- _WHAT TO WORK ON_
Skip the pictures. Reproduce all other material exactly.

- _DATA_
** Begin **

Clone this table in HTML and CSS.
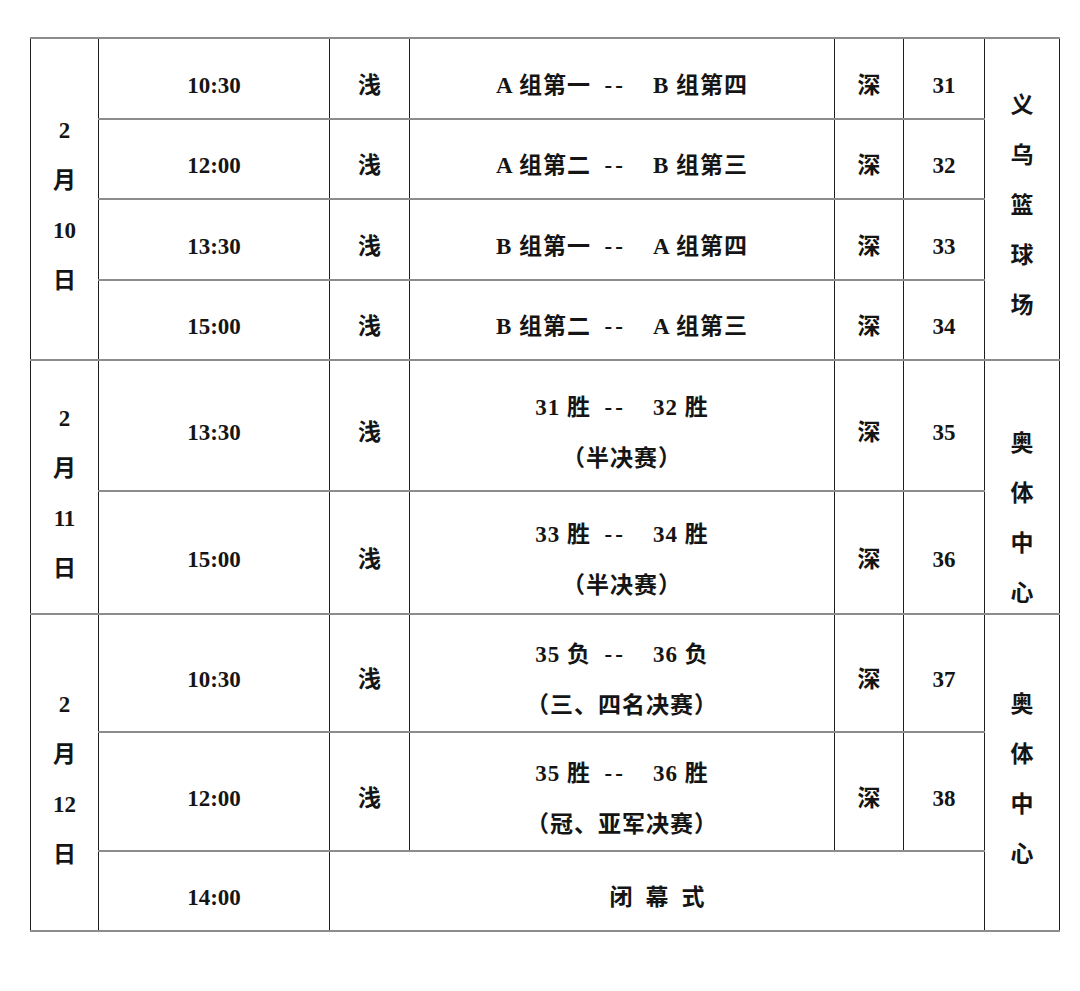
FILE: index.html
```html
<!DOCTYPE html>
<html lang="zh">
<head>
<meta charset="utf-8">
<title>赛程表</title>
<link rel="stylesheet" href="styles.css">
</head>
<body>
<table class="sched">
  <colgroup>
    <col class="c-date"><col class="c-time"><col class="c-side"><col class="c-match"><col class="c-side2"><col class="c-no"><col class="c-venue">
  </colgroup>
  <tbody>
    <tr class="h81">
      <td rowspan="4" class="vert"><div class="stack"><span>2</span><span>月</span><span>10</span><span>日</span></div></td>
      <td>10:30</td><td>浅</td><td class="match">A 组第一  <span class="dash">--</span>    B 组第四</td><td>深</td><td>31</td>
      <td rowspan="4" class="vert"><div class="stack"><span>义</span><span>乌</span><span>篮</span><span>球</span><span>场</span></div></td>
    </tr>
    <tr class="h80">
      <td>12:00</td><td>浅</td><td class="match">A 组第二  <span class="dash">--</span>    B 组第三</td><td>深</td><td>32</td>
    </tr>
    <tr class="h81">
      <td>13:30</td><td>浅</td><td class="match">B 组第一  <span class="dash">--</span>    A 组第四</td><td>深</td><td>33</td>
    </tr>
    <tr class="h80">
      <td>15:00</td><td>浅</td><td class="match">B 组第二  <span class="dash">--</span>    A 组第三</td><td>深</td><td>34</td>
    </tr>
    <tr class="h131">
      <td rowspan="2" class="vert"><div class="stack"><span>2</span><span>月</span><span>11</span><span>日</span></div></td>
      <td>13:30</td><td>浅</td><td class="match two"><div>31 胜  <span class="dash">--</span>    32 胜</div><div>（半决赛）</div></td><td>深</td><td>35</td>
      <td rowspan="2" class="vert top"><div class="stack low"><span>奥</span><span>体</span><span>中</span><span>心</span></div></td>
    </tr>
    <tr class="h123">
      <td>15:00</td><td>浅</td><td class="match two"><div>33 胜  <span class="dash">--</span>    34 胜</div><div>（半决赛）</div></td><td>深</td><td>36</td>
    </tr>
    <tr class="h118">
      <td rowspan="3" class="vert"><div class="stack"><span>2</span><span>月</span><span>12</span><span>日</span></div></td>
      <td>10:30</td><td>浅</td><td class="match two"><div>35 负  <span class="dash">--</span>    36 负</div><div>（三、四名决赛）</div></td><td>深</td><td>37</td>
      <td rowspan="3" class="vert"><div class="stack"><span>奥</span><span>体</span><span>中</span><span>心</span></div></td>
    </tr>
    <tr class="h119">
      <td>12:00</td><td>浅</td><td class="match two"><div>35 胜  <span class="dash">--</span>    36 胜</div><div>（冠、亚军决赛）</div></td><td>深</td><td>38</td>
    </tr>
    <tr class="h80">
      <td>14:00</td><td colspan="4"><div class="spaced"><span>闭</span><span>幕</span><span>式</span></div></td>
    </tr>
  </tbody>
</table>
</body>
</html>
```
FILE: styles.css
```css
html, body {
  margin: 0;
  padding: 0;
  background: #ffffff;
}

body {
  padding: 37px 0 0 30px;
  font-family: "Liberation Serif", "Noto Sans CJK SC", serif;
  font-weight: bold;
  font-size: 23px;
  color: #151515;
}

.sched {
  border-collapse: collapse;
  table-layout: fixed;
  width: 1029px;
}

.c-date { width: 68px; }
.c-time { width: 231px; }
.c-side { width: 80px; }
.c-match { width: 425px; }
.c-side2 { width: 69px; }
.c-no { width: 81px; }
.c-venue { width: 75px; }

.sched td {
  border-left: 1px solid #1e1e1e;
  border-right: 1px solid #1e1e1e;
  border-top: 2px solid #8c8c8c;
  border-bottom: 2px solid #8c8c8c;
  text-align: center;
  vertical-align: middle;
  padding: 14px 0 0 0;
  line-height: 26px;
}

.h80 { height: 80px; }
.h81 { height: 81px; }
.h118 { height: 118px; }
.h119 { height: 119px; }
.h123 { height: 123px; }
.h131 { height: 131px; }

.match {
  white-space: pre;
  letter-spacing: 1px;
}

.match.two {
  line-height: 51px;
}

.dash {
  letter-spacing: 3px;
}

.stack {
  display: flex;
  flex-direction: column;
  align-items: center;
  line-height: 50px;
}

.vert {
  padding-top: 16px;
}

.vert.top {
  vertical-align: top;
  padding-top: 58px;
}

.stack.low {
  margin-bottom: -30px;
}

.spaced {
  display: flex;
  justify-content: center;
  gap: 13px;
}
```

** End **

- _ANSWER FOR THIS EXERCISE_
Clone this table in HTML and CSS.
FILE: index.html
```html
<!DOCTYPE html>
<html lang="zh">
<head>
<meta charset="utf-8">
<title>赛程表</title>
<link rel="stylesheet" href="styles.css">
</head>
<body>
<table class="sched">
  <colgroup>
    <col class="c-date"><col class="c-time"><col class="c-side"><col class="c-match"><col class="c-side2"><col class="c-no"><col class="c-venue">
  </colgroup>
  <tbody>
    <tr class="h81">
      <td rowspan="4" class="vert"><div class="stack"><span>2</span><span>月</span><span>10</span><span>日</span></div></td>
      <td>10:30</td><td>浅</td><td class="match">A 组第一  <span class="dash">--</span>    B 组第四</td><td>深</td><td>31</td>
      <td rowspan="4" class="vert"><div class="stack"><span>义</span><span>乌</span><span>篮</span><span>球</span><span>场</span></div></td>
    </tr>
    <tr class="h80">
      <td>12:00</td><td>浅</td><td class="match">A 组第二  <span class="dash">--</span>    B 组第三</td><td>深</td><td>32</td>
    </tr>
    <tr class="h81">
      <td>13:30</td><td>浅</td><td class="match">B 组第一  <span class="dash">--</span>    A 组第四</td><td>深</td><td>33</td>
    </tr>
    <tr class="h80">
      <td>15:00</td><td>浅</td><td class="match">B 组第二  <span class="dash">--</span>    A 组第三</td><td>深</td><td>34</td>
    </tr>
    <tr class="h131">
      <td rowspan="2" class="vert"><div class="stack"><span>2</span><span>月</span><span>11</span><span>日</span></div></td>
      <td>13:30</td><td>浅</td><td class="match two"><div>31 胜  <span class="dash">--</span>    32 胜</div><div>（半决赛）</div></td><td>深</td><td>35</td>
      <td rowspan="2" class="vert top"><div class="stack low"><span>奥</span><span>体</span><span>中</span><span>心</span></div></td>
    </tr>
    <tr class="h123">
      <td>15:00</td><td>浅</td><td class="match two"><div>33 胜  <span class="dash">--</span>    34 胜</div><div>（半决赛）</div></td><td>深</td><td>36</td>
    </tr>
    <tr class="h118">
      <td rowspan="3" class="vert"><div class="stack"><span>2</span><span>月</span><span>12</span><span>日</span></div></td>
      <td>10:30</td><td>浅</td><td class="match two"><div>35 负  <span class="dash">--</span>    36 负</div><div>（三、四名决赛）</div></td><td>深</td><td>37</td>
      <td rowspan="3" class="vert"><div class="stack"><span>奥</span><span>体</span><span>中</span><span>心</span></div></td>
    </tr>
    <tr class="h119">
      <td>12:00</td><td>浅</td><td class="match two"><div>35 胜  <span class="dash">--</span>    36 胜</div><div>（冠、亚军决赛）</div></td><td>深</td><td>38</td>
    </tr>
    <tr class="h80">
      <td>14:00</td><td colspan="4"><div class="spaced"><span>闭</span><span>幕</span><span>式</span></div></td>
    </tr>
  </tbody>
</table>
</body>
</html>
```
FILE: styles.css
```css
html, body {
  margin: 0;
  padding: 0;
  background: #ffffff;
}

body {
  padding: 37px 0 0 30px;
  font-family: "Liberation Serif", "Noto Sans CJK SC", serif;
  font-weight: bold;
  font-size: 23px;
  color: #151515;
}

.sched {
  border-collapse: collapse;
  table-layout: fixed;
  width: 1029px;
}

.c-date { width: 68px; }
.c-time { width: 231px; }
.c-side { width: 80px; }
.c-match { width: 425px; }
.c-side2 { width: 69px; }
.c-no { width: 81px; }
.c-venue { width: 75px; }

.sched td {
  border-left: 1px solid #1e1e1e;
  border-right: 1px solid #1e1e1e;
  border-top: 2px solid #8c8c8c;
  border-bottom: 2px solid #8c8c8c;
  text-align: center;
  vertical-align: middle;
  padding: 14px 0 0 0;
  line-height: 26px;
}

.h80 { height: 80px; }
.h81 { height: 81px; }
.h118 { height: 118px; }
.h119 { height: 119px; }
.h123 { height: 123px; }
.h131 { height: 131px; }

.match {
  white-space: pre;
  letter-spacing: 1px;
}

.match.two {
  line-height: 51px;
}

.dash {
  letter-spacing: 3px;
}

.stack {
  display: flex;
  flex-direction: column;
  align-items: center;
  line-height: 50px;
}

.vert {
  padding-top: 16px;
}

.vert.top {
  vertical-align: top;
  padding-top: 58px;
}

.stack.low {
  margin-bottom: -30px;
}

.spaced {
  display: flex;
  justify-content: center;
  gap: 13px;
}
```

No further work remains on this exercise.